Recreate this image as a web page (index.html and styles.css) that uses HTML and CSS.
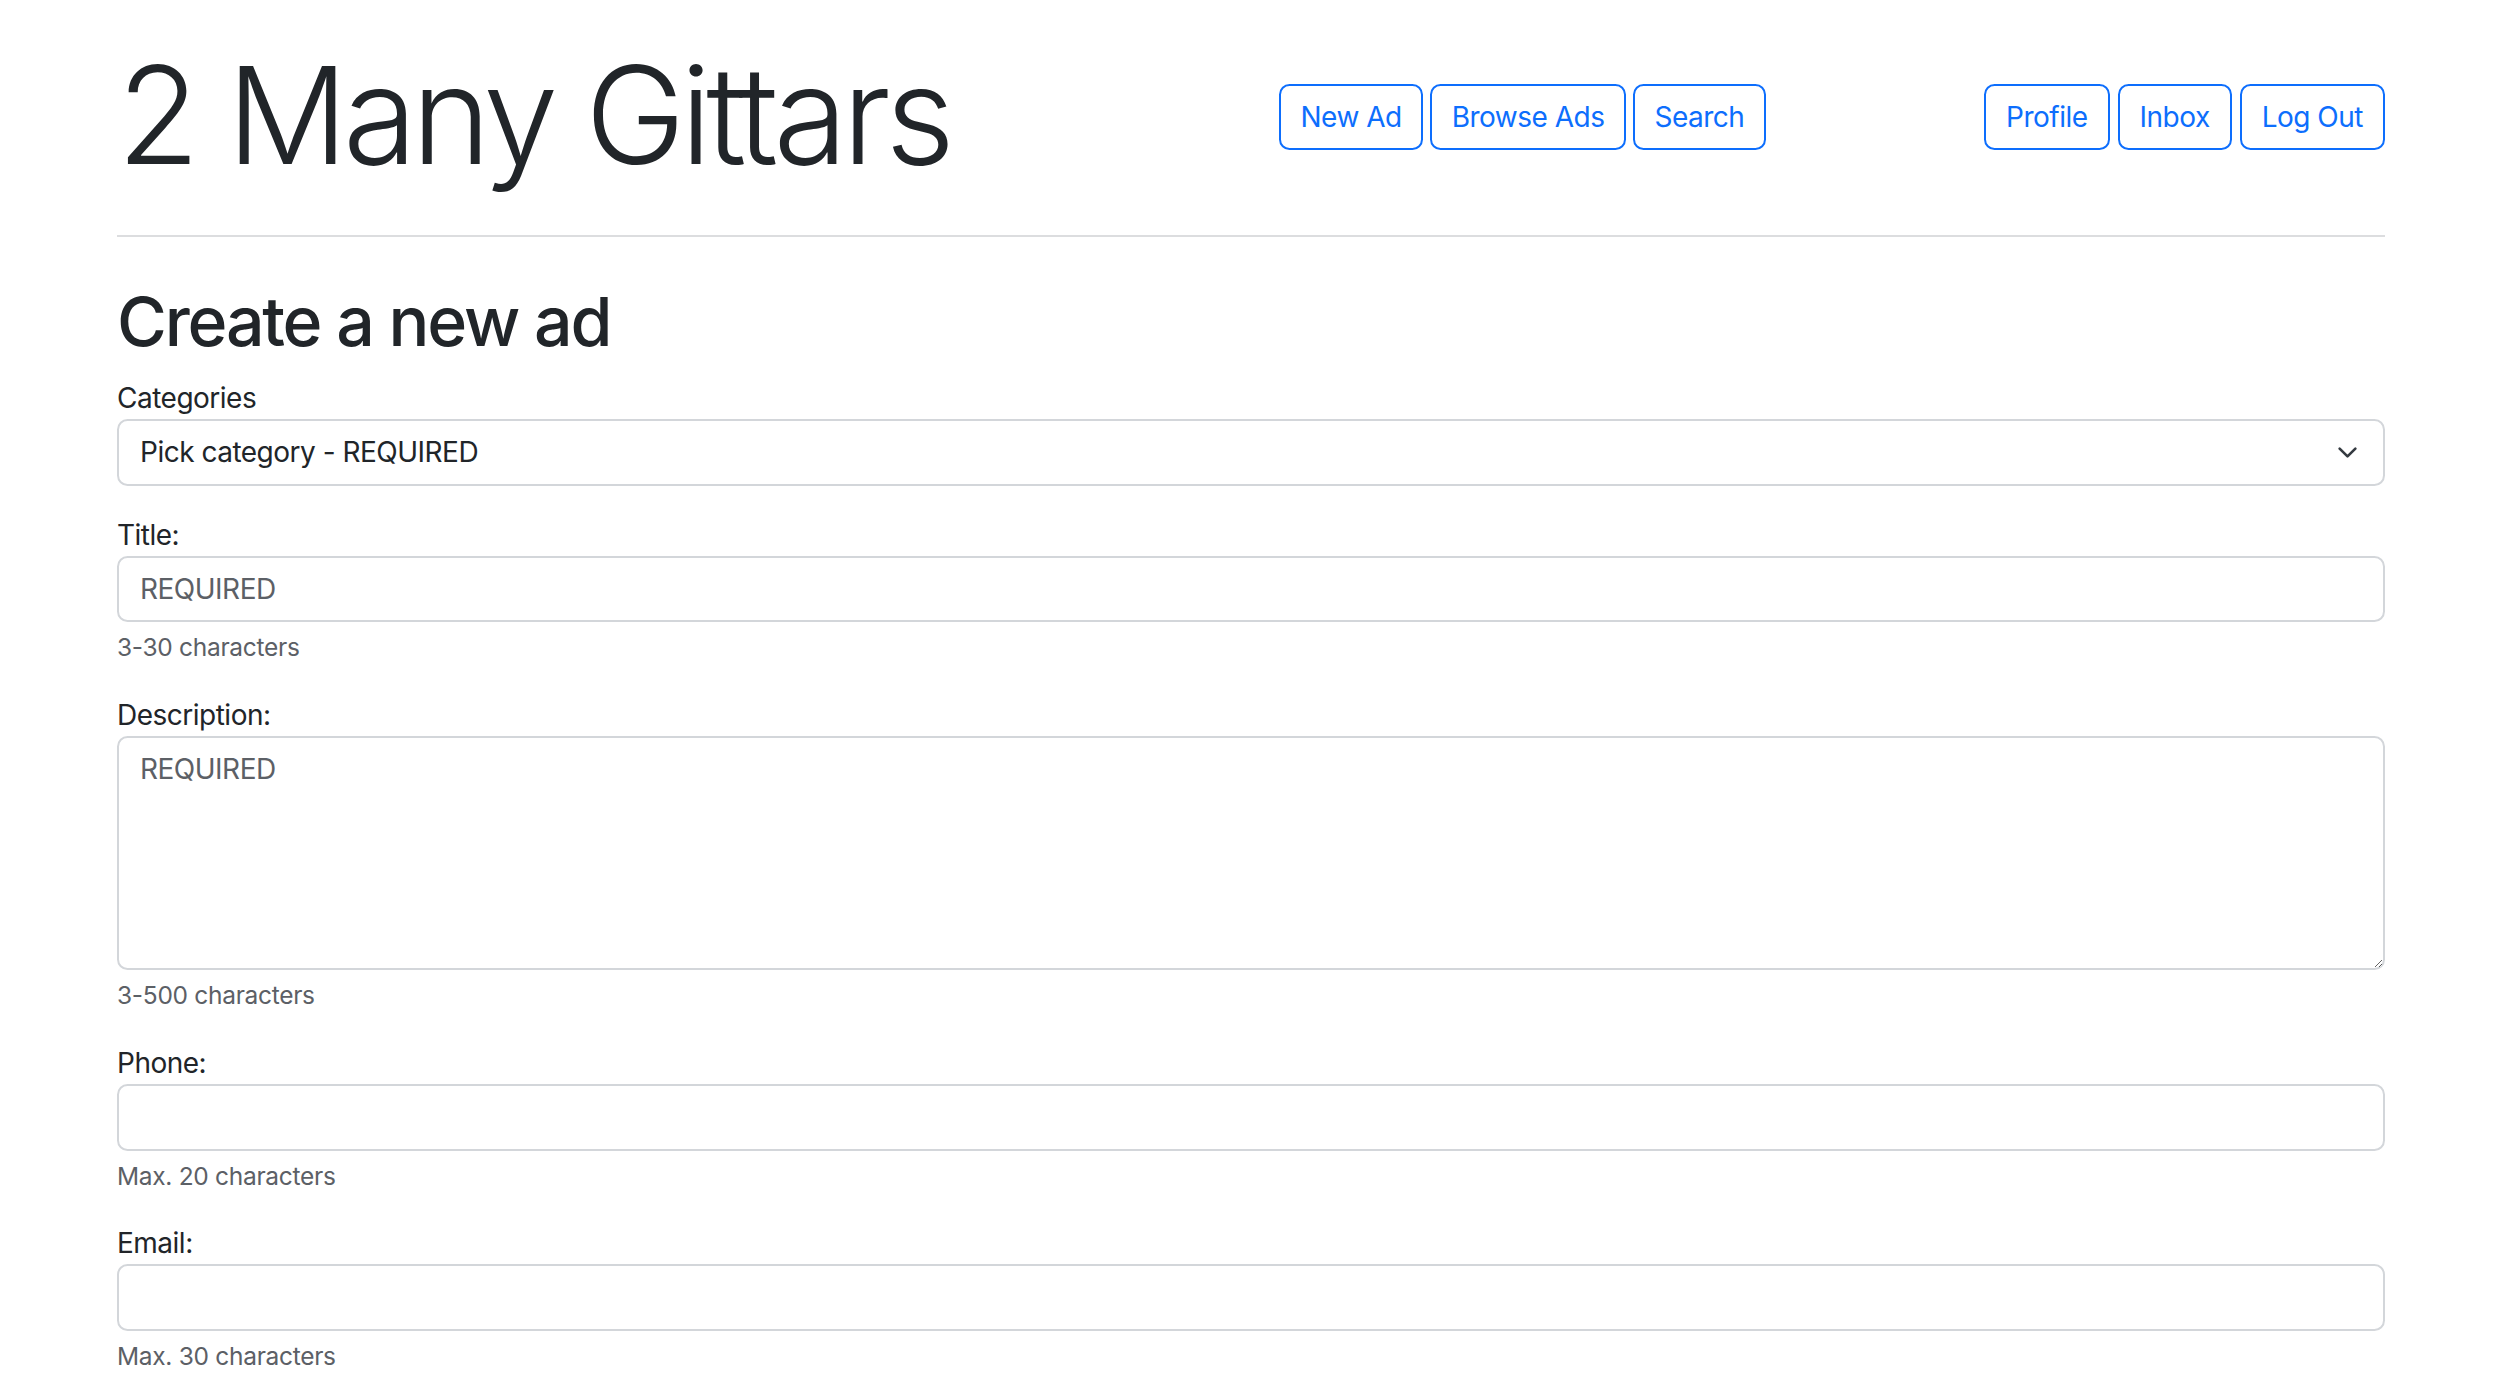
FILE: index.html
```html
<!DOCTYPE html>
<html lang="en">
<head>
<meta charset="utf-8">
<title>2 Many Gittars - Create a new ad</title>
<link rel="stylesheet" href="styles.css">
</head>
<body>
<div class="container">
  <header class="site-header">
    <h1 class="brand">2 Many Gittars</h1>
    <nav class="btn-group-nav">
      <a class="btn" href="#">New Ad</a>
      <a class="btn" href="#">Browse Ads</a>
      <a class="btn" href="#">Search</a>
    </nav>
    <nav class="btn-group-nav nav-right">
      <a class="btn" href="#">Profile</a>
      <a class="btn" href="#">Inbox</a>
      <a class="btn" href="#">Log Out</a>
    </nav>
  </header>
  <hr class="divider">
  <main>
    <h2 class="page-title">Create a new ad</h2>
    <form class="ad-form">
      <div class="field">
        <label for="cat">Categories</label>
        <div class="select-wrap">
          <select id="cat" class="form-control form-select">
            <option>Pick category - REQUIRED</option>
          </select>
          <svg class="chevron" viewBox="0 0 16 16" aria-hidden="true"><path d="m2 5 6 6 6-6" fill="none" stroke="#343a40" stroke-width="2" stroke-linecap="round" stroke-linejoin="round"/></svg>
        </div>
      </div>
      <div class="field">
        <label for="title">Title:</label>
        <input id="title" class="form-control" type="text" placeholder="REQUIRED">
        <div class="form-text">3-30 characters</div>
      </div>
      <div class="field">
        <label for="desc">Description:</label>
        <textarea id="desc" class="form-control" rows="5" placeholder="REQUIRED"></textarea>
        <div class="form-text">3-500 characters</div>
      </div>
      <div class="field">
        <label for="phone">Phone:</label>
        <input id="phone" class="form-control" type="text">
        <div class="form-text">Max. 20 characters</div>
      </div>
      <div class="field">
        <label for="email">Email:</label>
        <input id="email" class="form-control" type="text">
        <div class="form-text">Max. 30 characters</div>
      </div>
    </form>
  </main>
</div>
</body>
</html>
```

FILE: styles.css
```css
* { box-sizing: border-box; }

html, body {
  margin: 0;
  padding: 0;
  background: #ffffff;
}

body {
  font-family: Inter, "Liberation Sans", "Noto Sans", sans-serif;
  font-size: 28px;
  line-height: 42px;
  letter-spacing: -0.5px;
  color: #212529;
  overflow: hidden;
}

.container {
  width: 2268px;
  margin: 0 auto;
}

.site-header {
  display: flex;
  align-items: center;
  padding-top: 35px;
}

.brand {
  flex: 0 0 1162px;
  margin: 0;
  margin-top: -4px;
  font-size: 135px;
  line-height: 168px;
  font-weight: 300;
  letter-spacing: -5.5px;
  color: #212529;
}

.btn-group-nav {
  display: flex;
  gap: 7px;
}

.nav-right {
  margin-left: auto;
  gap: 8px;
}

.btn {
  display: inline-block;
  padding: 10.25px 19.5px;
  border: 2px solid #0d6efd;
  border-radius: 10.5px;
  color: #0d6efd;
  text-decoration: none;
  font-size: 28px;
  line-height: 42px;
  background: #fff;
}

.nav-right .btn {
  padding: 10.25px 20px;
}

.divider {
  margin: 36px 0 42px;
  border: 0;
  height: 2px;
  background: #dcdddf;
}

.page-title {
  margin: 0 0 14px;
  font-size: 68px;
  line-height: 84px;
  font-weight: 500;
  letter-spacing: -2.2px;
}

.ad-form {
  margin: 0;
}

.field {
  margin-bottom: 28px;
}

.field label {
  display: inline-block;
  color: #212529;
}

.form-control {
  display: block;
  width: 100%;
  margin: 0;
  padding: 10.25px 21px;
  font-family: inherit;
  font-size: 28px;
  line-height: 42px;
  letter-spacing: -0.5px;
  color: #212529;
  background: #fff;
  border: 2px solid #d3d6da;
  border-radius: 10.5px;
  outline: none;
}

.form-control::placeholder {
  color: #5c6066;
  opacity: 1;
}

textarea.form-control {
  resize: vertical;
  height: 234.5px;
}

.select-wrap {
  position: relative;
}

.form-select {
  -webkit-appearance: none;
  appearance: none;
  height: 66.5px;
  padding-right: 70px;
}

.chevron {
  position: absolute;
  right: 27px;
  top: 50%;
  width: 21px;
  height: 21px;
  margin-top: -10.5px;
  pointer-events: none;
}

.form-text {
  margin-top: 7px;
  font-size: 24.5px;
  line-height: 36.75px;
  letter-spacing: -0.3px;
  color: #5c6066;
}
```
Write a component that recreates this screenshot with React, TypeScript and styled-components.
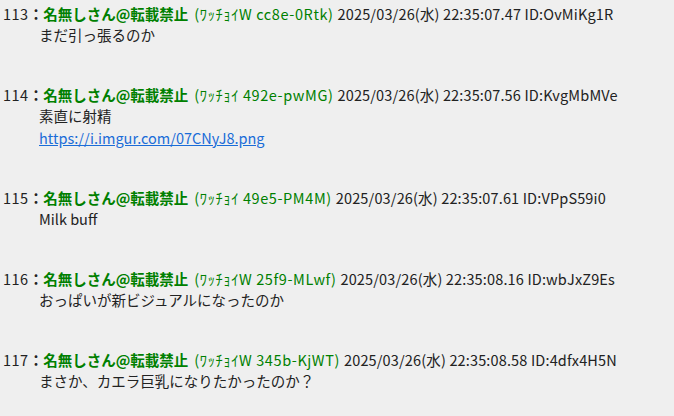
import styled, { createGlobalStyle } from 'styled-components';

type Post = {
  no: number;
  trip: string;
  date: string;
  id: string;
  lines: string[];
  link?: string;
};

const posts: Post[] = [
  {
    no: 113,
    trip: 'ﾜｯﾁｮｲW cc8e-0Rtk',
    date: '2025/03/26(水) 22:35:07.47',
    id: 'OvMiKg1R',
    lines: ['まだ引っ張るのか'],
  },
  {
    no: 114,
    trip: 'ﾜｯﾁｮｲ 492e-pwMG',
    date: '2025/03/26(水) 22:35:07.56',
    id: 'KvgMbMVe',
    lines: ['素直に射精'],
    link: 'https://i.imgur.com/07CNyJ8.png',
  },
  {
    no: 115,
    trip: 'ﾜｯﾁｮｲ 49e5-PM4M',
    date: '2025/03/26(水) 22:35:07.61',
    id: 'VPpS59i0',
    lines: ['Milk buff'],
  },
  {
    no: 116,
    trip: 'ﾜｯﾁｮｲW 25f9-MLwf',
    date: '2025/03/26(水) 22:35:08.16',
    id: 'wbJxZ9Es',
    lines: ['おっぱいが新ビジュアルになったのか'],
  },
  {
    no: 117,
    trip: 'ﾜｯﾁｮｲW 345b-KjWT',
    date: '2025/03/26(水) 22:35:08.58',
    id: '4dfx4H5N',
    lines: ['まさか、カエラ巨乳になりたかったのか？'],
  },
];

const GlobalStyle = createGlobalStyle`
  html, body {
    margin: 0;
    padding: 0;
    background: #efefef;
  }
  body {
    font-family: "Noto Sans CJK JP", "Noto Sans", sans-serif;
    color: #222;
  }
`;

export default function App() {
  return (
    <>
      <GlobalStyle />
      <Thread>
        {posts.map((p) => (
          <PostBlock key={p.no}>
            <Header>
              <Num>{p.no}</Num>
              <Colon>：</Colon>
              <Name>名無しさん@転載禁止</Name>
              <Trip>({p.trip})</Trip>
              <Meta>
                {p.date} ID:{p.id}
              </Meta>
            </Header>
            <Body>
              {p.lines.map((l) => (
                <Line key={l}>{l}</Line>
              ))}
              {p.link && (
                <Line>
                  <Link href={p.link}>{p.link}</Link>
                </Line>
              )}
            </Body>
          </PostBlock>
        ))}
      </Thread>
    </>
  );
}

const Thread = styled.div`
  padding: 3px 0 0 3px;
`;

const PostBlock = styled.div`
  margin-bottom: 38px;
`;

const Header = styled.div`
  display: flex;
  align-items: baseline;
  height: 21px;
  line-height: 21px;
  font-size: 14.5px;
  white-space: nowrap;
`;

const Num = styled.span`
  color: #222;
  letter-spacing: 0.5px;
`;

const Colon = styled.span`
  color: #222;
  font-weight: bold;
`;

const Name = styled.b`
  color: #008000;
  font-weight: bold;
`;

const Trip = styled.span`
  color: #008000;
  margin-left: 6px;
  letter-spacing: 0.6px;
`;

const Meta = styled.span`
  color: #222;
  margin-left: 4px;
  letter-spacing: 0.15px;
`;

const Body = styled.div`
  margin-left: 36px;
  font-size: 14.5px;
`;

const Line = styled.div`
  line-height: 22px;
  white-space: nowrap;
`;

const Link = styled.a`
  color: #1a6cd8;
  text-decoration: underline;
`;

....................

GIVEN EXERCISE. All the lines above are to be reproduced exactly, except the pictures.

COMPLETE RESPONSE.
Recreate this image as a web page (index.html and styles.css) that uses HTML and CSS.
FILE: index.html
```html
<!DOCTYPE html>
<html lang="en">
<head>
<meta charset="utf-8">
<title>2 Many Gittars - Create a new ad</title>
<link rel="stylesheet" href="styles.css">
</head>
<body>
<div class="container">
  <header class="site-header">
    <h1 class="brand">2 Many Gittars</h1>
    <nav class="btn-group-nav">
      <a class="btn" href="#">New Ad</a>
      <a class="btn" href="#">Browse Ads</a>
      <a class="btn" href="#">Search</a>
    </nav>
    <nav class="btn-group-nav nav-right">
      <a class="btn" href="#">Profile</a>
      <a class="btn" href="#">Inbox</a>
      <a class="btn" href="#">Log Out</a>
    </nav>
  </header>
  <hr class="divider">
  <main>
    <h2 class="page-title">Create a new ad</h2>
    <form class="ad-form">
      <div class="field">
        <label for="cat">Categories</label>
        <div class="select-wrap">
          <select id="cat" class="form-control form-select">
            <option>Pick category - REQUIRED</option>
          </select>
          <svg class="chevron" viewBox="0 0 16 16" aria-hidden="true"><path d="m2 5 6 6 6-6" fill="none" stroke="#343a40" stroke-width="2" stroke-linecap="round" stroke-linejoin="round"/></svg>
        </div>
      </div>
      <div class="field">
        <label for="title">Title:</label>
        <input id="title" class="form-control" type="text" placeholder="REQUIRED">
        <div class="form-text">3-30 characters</div>
      </div>
      <div class="field">
        <label for="desc">Description:</label>
        <textarea id="desc" class="form-control" rows="5" placeholder="REQUIRED"></textarea>
        <div class="form-text">3-500 characters</div>
      </div>
      <div class="field">
        <label for="phone">Phone:</label>
        <input id="phone" class="form-control" type="text">
        <div class="form-text">Max. 20 characters</div>
      </div>
      <div class="field">
        <label for="email">Email:</label>
        <input id="email" class="form-control" type="text">
        <div class="form-text">Max. 30 characters</div>
      </div>
    </form>
  </main>
</div>
</body>
</html>
```

FILE: styles.css
```css
* { box-sizing: border-box; }

html, body {
  margin: 0;
  padding: 0;
  background: #ffffff;
}

body {
  font-family: Inter, "Liberation Sans", "Noto Sans", sans-serif;
  font-size: 28px;
  line-height: 42px;
  letter-spacing: -0.5px;
  color: #212529;
  overflow: hidden;
}

.container {
  width: 2268px;
  margin: 0 auto;
}

.site-header {
  display: flex;
  align-items: center;
  padding-top: 35px;
}

.brand {
  flex: 0 0 1162px;
  margin: 0;
  margin-top: -4px;
  font-size: 135px;
  line-height: 168px;
  font-weight: 300;
  letter-spacing: -5.5px;
  color: #212529;
}

.btn-group-nav {
  display: flex;
  gap: 7px;
}

.nav-right {
  margin-left: auto;
  gap: 8px;
}

.btn {
  display: inline-block;
  padding: 10.25px 19.5px;
  border: 2px solid #0d6efd;
  border-radius: 10.5px;
  color: #0d6efd;
  text-decoration: none;
  font-size: 28px;
  line-height: 42px;
  background: #fff;
}

.nav-right .btn {
  padding: 10.25px 20px;
}

.divider {
  margin: 36px 0 42px;
  border: 0;
  height: 2px;
  background: #dcdddf;
}

.page-title {
  margin: 0 0 14px;
  font-size: 68px;
  line-height: 84px;
  font-weight: 500;
  letter-spacing: -2.2px;
}

.ad-form {
  margin: 0;
}

.field {
  margin-bottom: 28px;
}

.field label {
  display: inline-block;
  color: #212529;
}

.form-control {
  display: block;
  width: 100%;
  margin: 0;
  padding: 10.25px 21px;
  font-family: inherit;
  font-size: 28px;
  line-height: 42px;
  letter-spacing: -0.5px;
  color: #212529;
  background: #fff;
  border: 2px solid #d3d6da;
  border-radius: 10.5px;
  outline: none;
}

.form-control::placeholder {
  color: #5c6066;
  opacity: 1;
}

textarea.form-control {
  resize: vertical;
  height: 234.5px;
}

.select-wrap {
  position: relative;
}

.form-select {
  -webkit-appearance: none;
  appearance: none;
  height: 66.5px;
  padding-right: 70px;
}

.chevron {
  position: absolute;
  right: 27px;
  top: 50%;
  width: 21px;
  height: 21px;
  margin-top: -10.5px;
  pointer-events: none;
}

.form-text {
  margin-top: 7px;
  font-size: 24.5px;
  line-height: 36.75px;
  letter-spacing: -0.3px;
  color: #5c6066;
}
```
Write a component that recreates this screenshot with React, TypeScript and styled-components.
import styled, { createGlobalStyle } from 'styled-components';

type Post = {
  no: number;
  trip: string;
  date: string;
  id: string;
  lines: string[];
  link?: string;
};

const posts: Post[] = [
  {
    no: 113,
    trip: 'ﾜｯﾁｮｲW cc8e-0Rtk',
    date: '2025/03/26(水) 22:35:07.47',
    id: 'OvMiKg1R',
    lines: ['まだ引っ張るのか'],
  },
  {
    no: 114,
    trip: 'ﾜｯﾁｮｲ 492e-pwMG',
    date: '2025/03/26(水) 22:35:07.56',
    id: 'KvgMbMVe',
    lines: ['素直に射精'],
    link: 'https://i.imgur.com/07CNyJ8.png',
  },
  {
    no: 115,
    trip: 'ﾜｯﾁｮｲ 49e5-PM4M',
    date: '2025/03/26(水) 22:35:07.61',
    id: 'VPpS59i0',
    lines: ['Milk buff'],
  },
  {
    no: 116,
    trip: 'ﾜｯﾁｮｲW 25f9-MLwf',
    date: '2025/03/26(水) 22:35:08.16',
    id: 'wbJxZ9Es',
    lines: ['おっぱいが新ビジュアルになったのか'],
  },
  {
    no: 117,
    trip: 'ﾜｯﾁｮｲW 345b-KjWT',
    date: '2025/03/26(水) 22:35:08.58',
    id: '4dfx4H5N',
    lines: ['まさか、カエラ巨乳になりたかったのか？'],
  },
];

const GlobalStyle = createGlobalStyle`
  html, body {
    margin: 0;
    padding: 0;
    background: #efefef;
  }
  body {
    font-family: "Noto Sans CJK JP", "Noto Sans", sans-serif;
    color: #222;
  }
`;

export default function App() {
  return (
    <>
      <GlobalStyle />
      <Thread>
        {posts.map((p) => (
          <PostBlock key={p.no}>
            <Header>
              <Num>{p.no}</Num>
              <Colon>：</Colon>
              <Name>名無しさん@転載禁止</Name>
              <Trip>({p.trip})</Trip>
              <Meta>
                {p.date} ID:{p.id}
              </Meta>
            </Header>
            <Body>
              {p.lines.map((l) => (
                <Line key={l}>{l}</Line>
              ))}
              {p.link && (
                <Line>
                  <Link href={p.link}>{p.link}</Link>
                </Line>
              )}
            </Body>
          </PostBlock>
        ))}
      </Thread>
    </>
  );
}

const Thread = styled.div`
  padding: 3px 0 0 3px;
`;

const PostBlock = styled.div`
  margin-bottom: 38px;
`;

const Header = styled.div`
  display: flex;
  align-items: baseline;
  height: 21px;
  line-height: 21px;
  font-size: 14.5px;
  white-space: nowrap;
`;

const Num = styled.span`
  color: #222;
  letter-spacing: 0.5px;
`;

const Colon = styled.span`
  color: #222;
  font-weight: bold;
`;

const Name = styled.b`
  color: #008000;
  font-weight: bold;
`;

const Trip = styled.span`
  color: #008000;
  margin-left: 6px;
  letter-spacing: 0.6px;
`;

const Meta = styled.span`
  color: #222;
  margin-left: 4px;
  letter-spacing: 0.15px;
`;

const Body = styled.div`
  margin-left: 36px;
  font-size: 14.5px;
`;

const Line = styled.div`
  line-height: 22px;
  white-space: nowrap;
`;

const Link = styled.a`
  color: #1a6cd8;
  text-decoration: underline;
`;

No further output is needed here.